◆ **Your objective**: Everything from the first line to the line containing "const cols = 'grid" is to be repeated exactly; nothing past it.

◆ **Source data**:
►

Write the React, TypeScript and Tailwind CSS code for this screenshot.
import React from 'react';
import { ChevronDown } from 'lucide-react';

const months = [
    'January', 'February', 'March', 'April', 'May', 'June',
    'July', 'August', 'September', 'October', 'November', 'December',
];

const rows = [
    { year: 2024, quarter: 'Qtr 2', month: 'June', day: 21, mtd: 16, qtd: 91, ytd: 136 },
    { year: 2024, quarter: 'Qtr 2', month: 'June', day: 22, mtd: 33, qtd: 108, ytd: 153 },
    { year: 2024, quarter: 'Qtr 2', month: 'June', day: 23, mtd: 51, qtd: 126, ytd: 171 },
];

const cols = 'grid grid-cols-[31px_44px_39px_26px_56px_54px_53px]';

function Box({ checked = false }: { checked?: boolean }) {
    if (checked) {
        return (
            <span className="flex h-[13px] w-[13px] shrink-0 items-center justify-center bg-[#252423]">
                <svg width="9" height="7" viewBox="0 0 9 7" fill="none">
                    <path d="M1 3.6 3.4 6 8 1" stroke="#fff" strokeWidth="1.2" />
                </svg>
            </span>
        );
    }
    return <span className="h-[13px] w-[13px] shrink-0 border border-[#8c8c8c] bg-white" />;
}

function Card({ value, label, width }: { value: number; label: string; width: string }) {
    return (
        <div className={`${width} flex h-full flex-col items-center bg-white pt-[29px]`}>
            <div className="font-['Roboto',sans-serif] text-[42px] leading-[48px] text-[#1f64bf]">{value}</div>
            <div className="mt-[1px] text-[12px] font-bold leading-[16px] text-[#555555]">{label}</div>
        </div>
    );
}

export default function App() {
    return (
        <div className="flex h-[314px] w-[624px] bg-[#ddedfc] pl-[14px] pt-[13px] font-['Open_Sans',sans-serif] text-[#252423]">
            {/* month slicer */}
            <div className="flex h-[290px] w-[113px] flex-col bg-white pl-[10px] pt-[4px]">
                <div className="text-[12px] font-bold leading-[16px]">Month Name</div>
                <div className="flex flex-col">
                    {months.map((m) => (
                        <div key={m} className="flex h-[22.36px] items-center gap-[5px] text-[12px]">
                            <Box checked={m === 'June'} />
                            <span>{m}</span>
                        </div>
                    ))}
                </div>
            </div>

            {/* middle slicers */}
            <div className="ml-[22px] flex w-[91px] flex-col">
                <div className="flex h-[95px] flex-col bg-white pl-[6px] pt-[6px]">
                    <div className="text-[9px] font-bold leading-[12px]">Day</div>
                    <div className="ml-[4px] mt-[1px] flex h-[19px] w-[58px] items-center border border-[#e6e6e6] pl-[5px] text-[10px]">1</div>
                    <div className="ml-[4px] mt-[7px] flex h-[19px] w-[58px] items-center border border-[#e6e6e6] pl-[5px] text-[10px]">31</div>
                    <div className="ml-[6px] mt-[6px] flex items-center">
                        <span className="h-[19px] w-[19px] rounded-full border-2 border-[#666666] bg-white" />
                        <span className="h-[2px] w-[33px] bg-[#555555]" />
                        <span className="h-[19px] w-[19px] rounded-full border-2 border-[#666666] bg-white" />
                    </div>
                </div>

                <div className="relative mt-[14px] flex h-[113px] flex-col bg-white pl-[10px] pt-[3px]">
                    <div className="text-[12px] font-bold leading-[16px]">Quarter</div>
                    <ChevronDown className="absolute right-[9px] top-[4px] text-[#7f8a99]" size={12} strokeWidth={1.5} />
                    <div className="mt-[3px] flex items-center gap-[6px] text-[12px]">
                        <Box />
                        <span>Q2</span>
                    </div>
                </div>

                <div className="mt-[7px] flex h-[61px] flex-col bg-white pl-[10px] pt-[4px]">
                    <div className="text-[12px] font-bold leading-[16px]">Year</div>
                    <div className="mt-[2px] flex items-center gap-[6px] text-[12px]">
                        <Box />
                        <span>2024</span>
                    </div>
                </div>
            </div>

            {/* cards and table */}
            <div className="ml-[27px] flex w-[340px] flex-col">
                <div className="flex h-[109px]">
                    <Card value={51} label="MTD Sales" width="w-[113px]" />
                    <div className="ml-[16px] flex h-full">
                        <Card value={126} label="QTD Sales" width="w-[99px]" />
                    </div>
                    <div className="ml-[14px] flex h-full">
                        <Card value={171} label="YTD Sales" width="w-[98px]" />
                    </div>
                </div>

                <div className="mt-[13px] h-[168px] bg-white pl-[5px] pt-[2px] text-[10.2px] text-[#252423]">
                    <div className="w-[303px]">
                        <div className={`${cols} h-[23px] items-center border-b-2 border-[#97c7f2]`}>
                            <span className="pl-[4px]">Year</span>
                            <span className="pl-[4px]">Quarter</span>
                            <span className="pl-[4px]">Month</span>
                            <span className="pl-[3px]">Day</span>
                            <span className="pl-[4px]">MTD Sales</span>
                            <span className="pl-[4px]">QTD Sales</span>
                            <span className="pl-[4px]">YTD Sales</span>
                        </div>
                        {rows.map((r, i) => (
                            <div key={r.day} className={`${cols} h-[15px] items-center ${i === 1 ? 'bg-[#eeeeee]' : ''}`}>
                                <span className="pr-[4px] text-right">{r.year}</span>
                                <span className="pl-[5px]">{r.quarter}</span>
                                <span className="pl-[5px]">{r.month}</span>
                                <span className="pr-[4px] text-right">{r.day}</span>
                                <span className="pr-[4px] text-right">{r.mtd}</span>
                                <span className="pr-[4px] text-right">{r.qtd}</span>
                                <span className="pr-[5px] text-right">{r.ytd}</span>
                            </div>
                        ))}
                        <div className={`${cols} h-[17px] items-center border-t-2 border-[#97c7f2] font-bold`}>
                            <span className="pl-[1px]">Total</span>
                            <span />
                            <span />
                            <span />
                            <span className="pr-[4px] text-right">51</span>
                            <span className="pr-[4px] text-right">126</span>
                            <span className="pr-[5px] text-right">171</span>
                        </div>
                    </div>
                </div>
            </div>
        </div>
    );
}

◄

◆ **The answer**:
Write the React, TypeScript and Tailwind CSS code for this screenshot.
import React from 'react';
import { ChevronDown } from 'lucide-react';

const months = [
    'January', 'February', 'March', 'April', 'May', 'June',
    'July', 'August', 'September', 'October', 'November', 'December',
];

const rows = [
    { year: 2024, quarter: 'Qtr 2', month: 'June', day: 21, mtd: 16, qtd: 91, ytd: 136 },
    { year: 2024, quarter: 'Qtr 2', month: 'June', day: 22, mtd: 33, qtd: 108, ytd: 153 },
    { year: 2024, quarter: 'Qtr 2', month: 'June', day: 23, mtd: 51, qtd: 126, ytd: 171 },
];

const cols = 'grid grid-cols-[31px_44px_39px_26px_56px_54px_53px]';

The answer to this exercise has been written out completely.